Work to be completed
Below are records to repeat exactly. Omit the pictures from the copy.

Entries supplied
⟨
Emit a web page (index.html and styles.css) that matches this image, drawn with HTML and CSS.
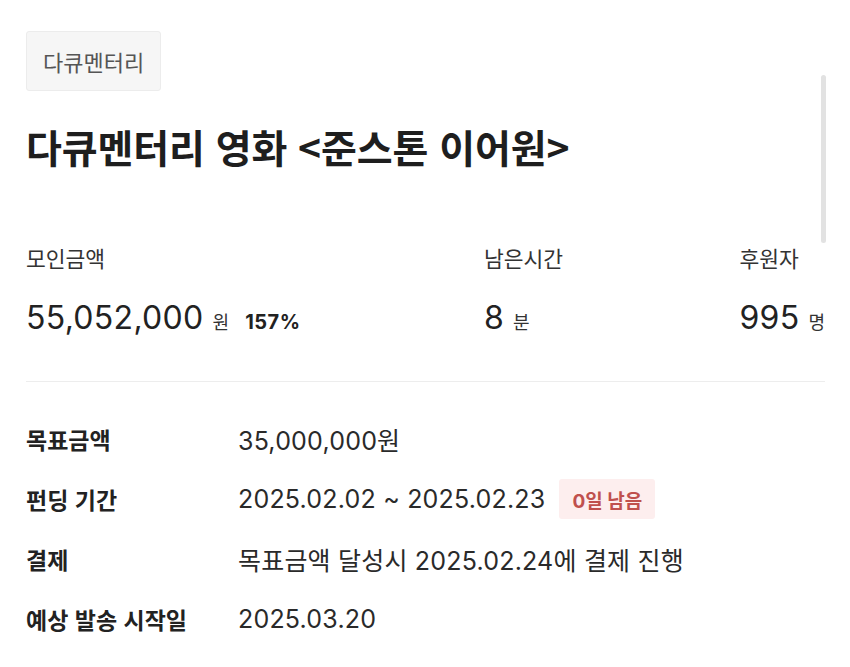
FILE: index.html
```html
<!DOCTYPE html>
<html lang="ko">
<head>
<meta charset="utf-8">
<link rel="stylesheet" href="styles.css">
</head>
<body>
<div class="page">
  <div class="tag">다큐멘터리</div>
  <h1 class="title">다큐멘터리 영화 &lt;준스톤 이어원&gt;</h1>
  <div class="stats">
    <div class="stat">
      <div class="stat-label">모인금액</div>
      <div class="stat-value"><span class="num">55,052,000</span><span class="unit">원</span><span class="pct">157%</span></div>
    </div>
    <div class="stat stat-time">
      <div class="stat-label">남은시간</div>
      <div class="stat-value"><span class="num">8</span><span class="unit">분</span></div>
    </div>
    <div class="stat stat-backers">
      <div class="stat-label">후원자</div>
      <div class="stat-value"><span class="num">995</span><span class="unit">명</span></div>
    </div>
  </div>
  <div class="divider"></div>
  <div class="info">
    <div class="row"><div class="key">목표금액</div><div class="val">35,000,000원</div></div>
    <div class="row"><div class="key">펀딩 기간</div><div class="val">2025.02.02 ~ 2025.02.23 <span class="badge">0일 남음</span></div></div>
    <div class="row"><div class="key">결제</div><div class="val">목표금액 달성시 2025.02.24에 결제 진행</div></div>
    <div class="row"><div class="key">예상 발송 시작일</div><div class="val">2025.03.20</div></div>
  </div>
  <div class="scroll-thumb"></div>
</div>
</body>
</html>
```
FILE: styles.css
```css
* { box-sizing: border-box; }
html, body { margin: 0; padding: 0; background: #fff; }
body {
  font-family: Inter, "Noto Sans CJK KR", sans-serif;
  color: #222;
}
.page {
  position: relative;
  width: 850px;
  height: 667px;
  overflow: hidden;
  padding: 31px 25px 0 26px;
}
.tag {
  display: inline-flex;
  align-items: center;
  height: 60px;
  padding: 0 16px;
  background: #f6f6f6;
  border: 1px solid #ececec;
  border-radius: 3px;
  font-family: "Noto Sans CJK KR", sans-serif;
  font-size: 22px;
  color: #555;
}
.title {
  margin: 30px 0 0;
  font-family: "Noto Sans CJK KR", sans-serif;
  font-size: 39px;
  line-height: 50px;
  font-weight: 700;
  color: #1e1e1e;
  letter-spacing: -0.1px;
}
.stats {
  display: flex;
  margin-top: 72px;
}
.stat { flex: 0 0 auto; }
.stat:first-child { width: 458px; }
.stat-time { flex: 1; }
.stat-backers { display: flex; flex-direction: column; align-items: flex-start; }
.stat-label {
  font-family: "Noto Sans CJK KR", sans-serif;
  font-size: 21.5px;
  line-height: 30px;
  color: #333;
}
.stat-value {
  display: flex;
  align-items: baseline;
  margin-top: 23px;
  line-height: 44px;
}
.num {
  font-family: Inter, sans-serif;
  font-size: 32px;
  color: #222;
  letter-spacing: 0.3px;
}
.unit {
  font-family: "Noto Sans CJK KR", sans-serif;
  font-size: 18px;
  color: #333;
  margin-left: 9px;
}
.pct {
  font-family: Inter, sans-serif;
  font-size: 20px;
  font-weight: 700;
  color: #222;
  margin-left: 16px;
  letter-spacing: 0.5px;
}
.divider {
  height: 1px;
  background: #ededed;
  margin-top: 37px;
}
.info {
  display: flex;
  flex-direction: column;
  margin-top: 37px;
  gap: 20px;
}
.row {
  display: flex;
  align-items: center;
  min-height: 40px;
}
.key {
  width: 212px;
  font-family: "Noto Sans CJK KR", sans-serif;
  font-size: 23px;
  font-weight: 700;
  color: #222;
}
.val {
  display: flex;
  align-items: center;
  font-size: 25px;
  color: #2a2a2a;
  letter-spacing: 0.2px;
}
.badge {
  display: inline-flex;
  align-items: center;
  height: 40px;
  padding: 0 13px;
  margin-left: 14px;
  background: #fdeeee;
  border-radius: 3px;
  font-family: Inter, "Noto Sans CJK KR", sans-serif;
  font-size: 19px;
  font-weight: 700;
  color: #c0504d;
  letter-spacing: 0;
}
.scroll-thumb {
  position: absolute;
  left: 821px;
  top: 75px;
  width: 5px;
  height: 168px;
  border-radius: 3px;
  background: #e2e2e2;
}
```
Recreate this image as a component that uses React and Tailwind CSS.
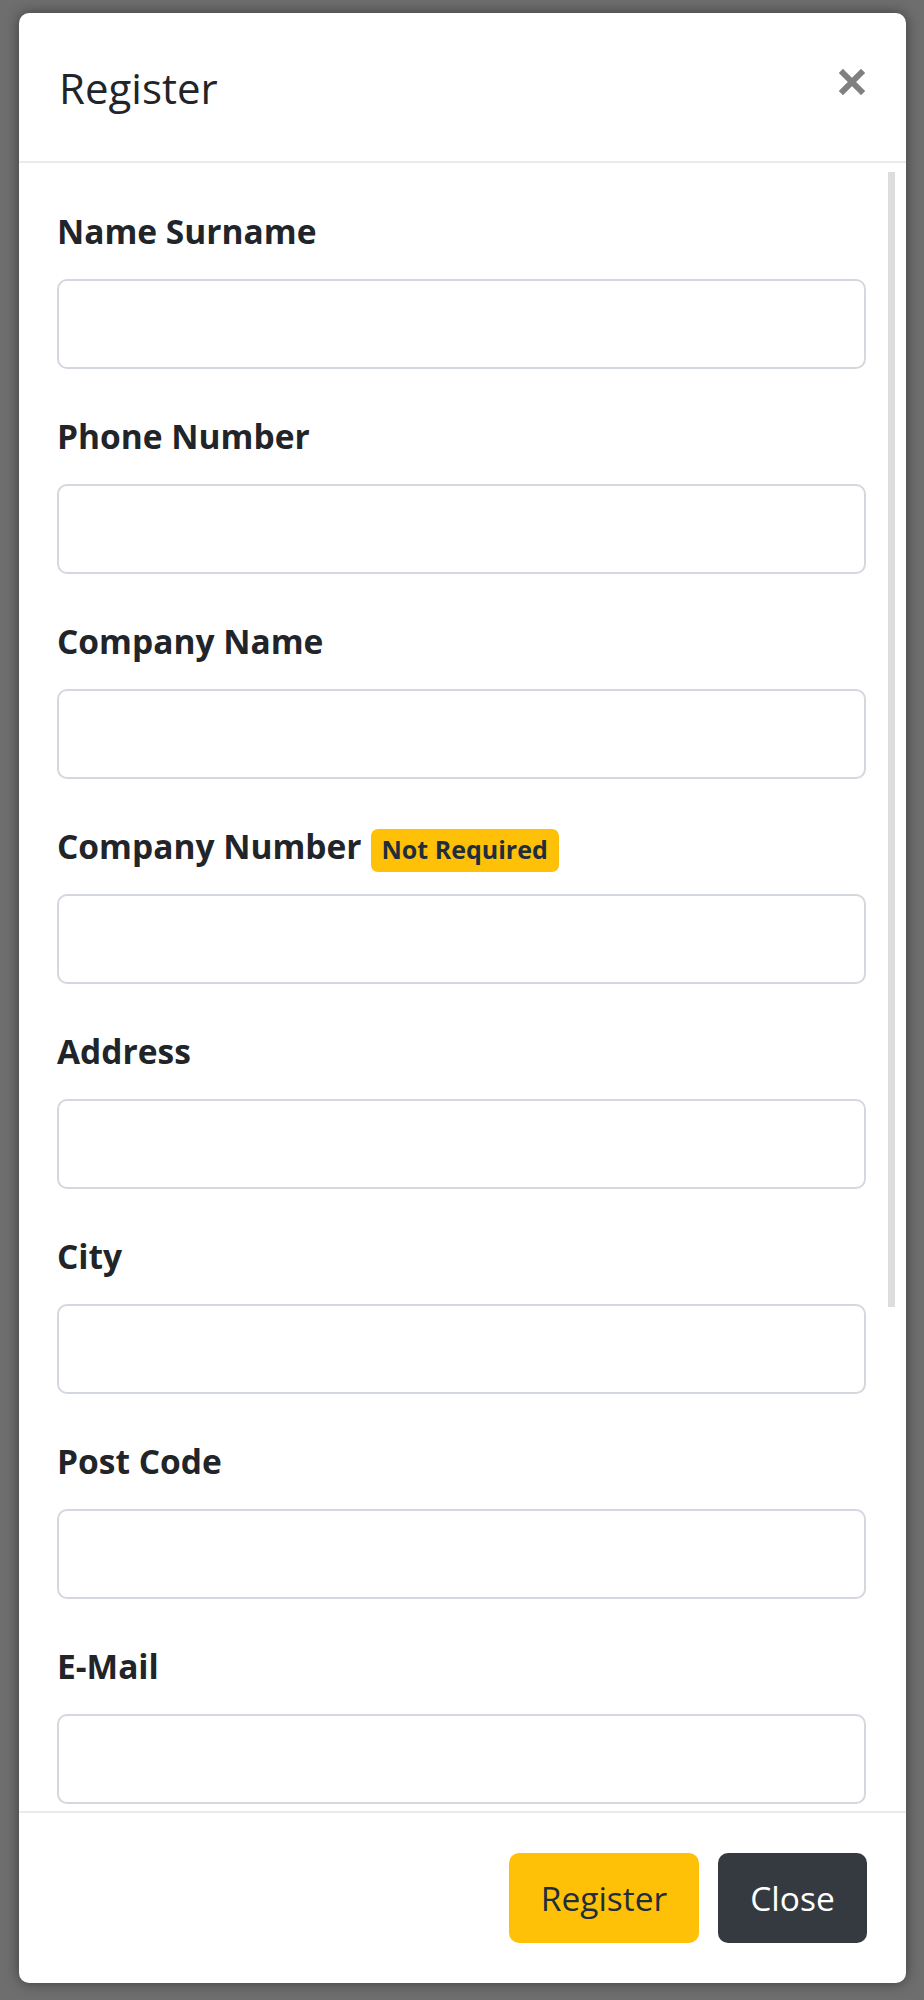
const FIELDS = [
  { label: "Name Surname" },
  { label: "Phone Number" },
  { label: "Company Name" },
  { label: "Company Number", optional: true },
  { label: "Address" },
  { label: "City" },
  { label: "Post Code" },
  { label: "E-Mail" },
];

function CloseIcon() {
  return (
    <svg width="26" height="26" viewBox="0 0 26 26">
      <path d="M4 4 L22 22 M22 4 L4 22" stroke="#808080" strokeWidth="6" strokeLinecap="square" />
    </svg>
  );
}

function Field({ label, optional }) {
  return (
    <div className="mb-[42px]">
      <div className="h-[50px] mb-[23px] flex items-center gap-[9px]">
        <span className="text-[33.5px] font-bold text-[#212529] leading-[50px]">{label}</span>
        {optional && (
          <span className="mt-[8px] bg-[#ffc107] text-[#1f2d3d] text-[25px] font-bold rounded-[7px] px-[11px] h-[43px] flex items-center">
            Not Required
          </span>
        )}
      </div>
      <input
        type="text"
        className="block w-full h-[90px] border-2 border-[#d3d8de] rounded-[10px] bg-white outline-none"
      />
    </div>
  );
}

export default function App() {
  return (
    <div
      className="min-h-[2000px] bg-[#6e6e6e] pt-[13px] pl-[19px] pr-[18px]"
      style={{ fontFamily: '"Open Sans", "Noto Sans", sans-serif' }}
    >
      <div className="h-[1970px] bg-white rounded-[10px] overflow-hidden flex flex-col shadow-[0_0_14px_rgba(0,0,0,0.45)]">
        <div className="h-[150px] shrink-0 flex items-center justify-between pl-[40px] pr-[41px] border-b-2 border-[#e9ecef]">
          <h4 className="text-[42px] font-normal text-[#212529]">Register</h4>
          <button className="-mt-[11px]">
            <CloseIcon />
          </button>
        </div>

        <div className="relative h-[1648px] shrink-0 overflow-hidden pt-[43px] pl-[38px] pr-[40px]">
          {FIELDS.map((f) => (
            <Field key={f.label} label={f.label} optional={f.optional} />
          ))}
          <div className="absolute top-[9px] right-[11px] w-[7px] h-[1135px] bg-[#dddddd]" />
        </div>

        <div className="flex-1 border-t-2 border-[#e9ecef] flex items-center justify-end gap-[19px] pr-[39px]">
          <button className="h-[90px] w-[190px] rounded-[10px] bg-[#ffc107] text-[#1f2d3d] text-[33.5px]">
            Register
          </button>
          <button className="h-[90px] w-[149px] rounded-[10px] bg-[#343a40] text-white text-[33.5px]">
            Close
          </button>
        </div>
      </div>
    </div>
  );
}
⟩
Answer for this exercise
Emit a web page (index.html and styles.css) that matches this image, drawn with HTML and CSS.
FILE: index.html
```html
<!DOCTYPE html>
<html lang="ko">
<head>
<meta charset="utf-8">
<link rel="stylesheet" href="styles.css">
</head>
<body>
<div class="page">
  <div class="tag">다큐멘터리</div>
  <h1 class="title">다큐멘터리 영화 &lt;준스톤 이어원&gt;</h1>
  <div class="stats">
    <div class="stat">
      <div class="stat-label">모인금액</div>
      <div class="stat-value"><span class="num">55,052,000</span><span class="unit">원</span><span class="pct">157%</span></div>
    </div>
    <div class="stat stat-time">
      <div class="stat-label">남은시간</div>
      <div class="stat-value"><span class="num">8</span><span class="unit">분</span></div>
    </div>
    <div class="stat stat-backers">
      <div class="stat-label">후원자</div>
      <div class="stat-value"><span class="num">995</span><span class="unit">명</span></div>
    </div>
  </div>
  <div class="divider"></div>
  <div class="info">
    <div class="row"><div class="key">목표금액</div><div class="val">35,000,000원</div></div>
    <div class="row"><div class="key">펀딩 기간</div><div class="val">2025.02.02 ~ 2025.02.23 <span class="badge">0일 남음</span></div></div>
    <div class="row"><div class="key">결제</div><div class="val">목표금액 달성시 2025.02.24에 결제 진행</div></div>
    <div class="row"><div class="key">예상 발송 시작일</div><div class="val">2025.03.20</div></div>
  </div>
  <div class="scroll-thumb"></div>
</div>
</body>
</html>
```
FILE: styles.css
```css
* { box-sizing: border-box; }
html, body { margin: 0; padding: 0; background: #fff; }
body {
  font-family: Inter, "Noto Sans CJK KR", sans-serif;
  color: #222;
}
.page {
  position: relative;
  width: 850px;
  height: 667px;
  overflow: hidden;
  padding: 31px 25px 0 26px;
}
.tag {
  display: inline-flex;
  align-items: center;
  height: 60px;
  padding: 0 16px;
  background: #f6f6f6;
  border: 1px solid #ececec;
  border-radius: 3px;
  font-family: "Noto Sans CJK KR", sans-serif;
  font-size: 22px;
  color: #555;
}
.title {
  margin: 30px 0 0;
  font-family: "Noto Sans CJK KR", sans-serif;
  font-size: 39px;
  line-height: 50px;
  font-weight: 700;
  color: #1e1e1e;
  letter-spacing: -0.1px;
}
.stats {
  display: flex;
  margin-top: 72px;
}
.stat { flex: 0 0 auto; }
.stat:first-child { width: 458px; }
.stat-time { flex: 1; }
.stat-backers { display: flex; flex-direction: column; align-items: flex-start; }
.stat-label {
  font-family: "Noto Sans CJK KR", sans-serif;
  font-size: 21.5px;
  line-height: 30px;
  color: #333;
}
.stat-value {
  display: flex;
  align-items: baseline;
  margin-top: 23px;
  line-height: 44px;
}
.num {
  font-family: Inter, sans-serif;
  font-size: 32px;
  color: #222;
  letter-spacing: 0.3px;
}
.unit {
  font-family: "Noto Sans CJK KR", sans-serif;
  font-size: 18px;
  color: #333;
  margin-left: 9px;
}
.pct {
  font-family: Inter, sans-serif;
  font-size: 20px;
  font-weight: 700;
  color: #222;
  margin-left: 16px;
  letter-spacing: 0.5px;
}
.divider {
  height: 1px;
  background: #ededed;
  margin-top: 37px;
}
.info {
  display: flex;
  flex-direction: column;
  margin-top: 37px;
  gap: 20px;
}
.row {
  display: flex;
  align-items: center;
  min-height: 40px;
}
.key {
  width: 212px;
  font-family: "Noto Sans CJK KR", sans-serif;
  font-size: 23px;
  font-weight: 700;
  color: #222;
}
.val {
  display: flex;
  align-items: center;
  font-size: 25px;
  color: #2a2a2a;
  letter-spacing: 0.2px;
}
.badge {
  display: inline-flex;
  align-items: center;
  height: 40px;
  padding: 0 13px;
  margin-left: 14px;
  background: #fdeeee;
  border-radius: 3px;
  font-family: Inter, "Noto Sans CJK KR", sans-serif;
  font-size: 19px;
  font-weight: 700;
  color: #c0504d;
  letter-spacing: 0;
}
.scroll-thumb {
  position: absolute;
  left: 821px;
  top: 75px;
  width: 5px;
  height: 168px;
  border-radius: 3px;
  background: #e2e2e2;
}
```
Recreate this image as a component that uses React and Tailwind CSS.
const FIELDS = [
  { label: "Name Surname" },
  { label: "Phone Number" },
  { label: "Company Name" },
  { label: "Company Number", optional: true },
  { label: "Address" },
  { label: "City" },
  { label: "Post Code" },
  { label: "E-Mail" },
];

function CloseIcon() {
  return (
    <svg width="26" height="26" viewBox="0 0 26 26">
      <path d="M4 4 L22 22 M22 4 L4 22" stroke="#808080" strokeWidth="6" strokeLinecap="square" />
    </svg>
  );
}

function Field({ label, optional }) {
  return (
    <div className="mb-[42px]">
      <div className="h-[50px] mb-[23px] flex items-center gap-[9px]">
        <span className="text-[33.5px] font-bold text-[#212529] leading-[50px]">{label}</span>
        {optional && (
          <span className="mt-[8px] bg-[#ffc107] text-[#1f2d3d] text-[25px] font-bold rounded-[7px] px-[11px] h-[43px] flex items-center">
            Not Required
          </span>
        )}
      </div>
      <input
        type="text"
        className="block w-full h-[90px] border-2 border-[#d3d8de] rounded-[10px] bg-white outline-none"
      />
    </div>
  );
}

export default function App() {
  return (
    <div
      className="min-h-[2000px] bg-[#6e6e6e] pt-[13px] pl-[19px] pr-[18px]"
      style={{ fontFamily: '"Open Sans", "Noto Sans", sans-serif' }}
    >
      <div className="h-[1970px] bg-white rounded-[10px] overflow-hidden flex flex-col shadow-[0_0_14px_rgba(0,0,0,0.45)]">
        <div className="h-[150px] shrink-0 flex items-center justify-between pl-[40px] pr-[41px] border-b-2 border-[#e9ecef]">
          <h4 className="text-[42px] font-normal text-[#212529]">Register</h4>
          <button className="-mt-[11px]">
            <CloseIcon />
          </button>
        </div>

        <div className="relative h-[1648px] shrink-0 overflow-hidden pt-[43px] pl-[38px] pr-[40px]">
          {FIELDS.map((f) => (
            <Field key={f.label} label={f.label} optional={f.optional} />
          ))}
          <div className="absolute top-[9px] right-[11px] w-[7px] h-[1135px] bg-[#dddddd]" />
        </div>

        <div className="flex-1 border-t-2 border-[#e9ecef] flex items-center justify-end gap-[19px] pr-[39px]">
          <button className="h-[90px] w-[190px] rounded-[10px] bg-[#ffc107] text-[#1f2d3d] text-[33.5px]">
            Register
          </button>
          <button className="h-[90px] w-[149px] rounded-[10px] bg-[#343a40] text-white text-[33.5px]">
            Close
          </button>
        </div>
      </div>
    </div>
  );
}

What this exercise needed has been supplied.